Using SASE and SD-WAN makes supporting those workers on whatever networks they have access to efficient and easier for the business. SASE reduces or eliminates the need to route data across data centres and security applications to improve performance, while maintaining data and network protection.

4. It makes life easier for IT

IT departments are increasingly used to a dashboard view of complex systems, something that SASE delivers with a single-screen management view that provides a simpler network and security stack view, whatever solutions are in use.

SASE reduces upfront costs and eliminates the need for in-house management. It also highlights any issues while monitoring the performance of networks and security applications. With security the no. 1 challenge for most IT teams, SASE surfaces the important issues while the increasingly smart security services manage the routine issues, and can check those massively detailed logs that security apps generate for compliance needs.
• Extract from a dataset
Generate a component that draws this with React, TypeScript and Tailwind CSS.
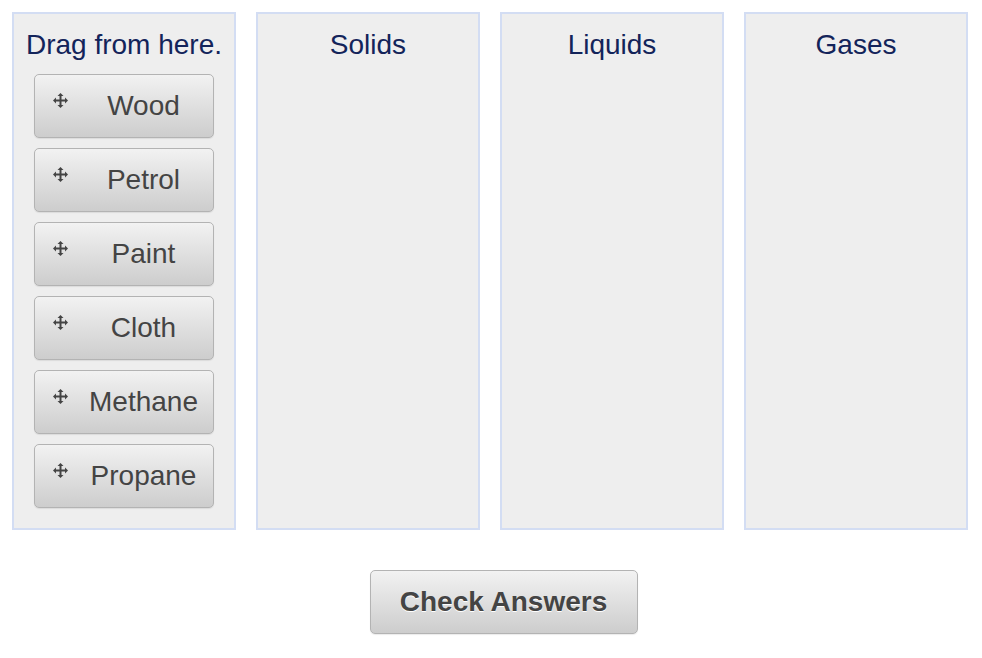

5. It supports the Zero Trust concept

Old security applications used to assume that key parts of the network or applications were secure. In the modern threat environment, there’s no such thing as ‘totally secure’, so all elements of the cloud and network are suspect until proven safe.

The Zero Trust concept provides role-based access across segmented networks to minimize what workers (and any hacker who accesses their systems) can see and change. Through strong policies and access controls, people, applications and systems need to prove who they are in order to access business resources, improving security.

Final thoughts

Overall, SASE and SD-WAN ensure a business will be secure and prepared for any strategy change or IT reorg in the future. At the same time, they reduce the effort required to manage and maintain the networks, clouds and whatever else businesses require.

Operational efficiency is a key part of C-level thinking. IT can deliver their part of that with a SASE architecture approach that is simpler to implement than previous complex IT architectures and supports business flexibility and growth.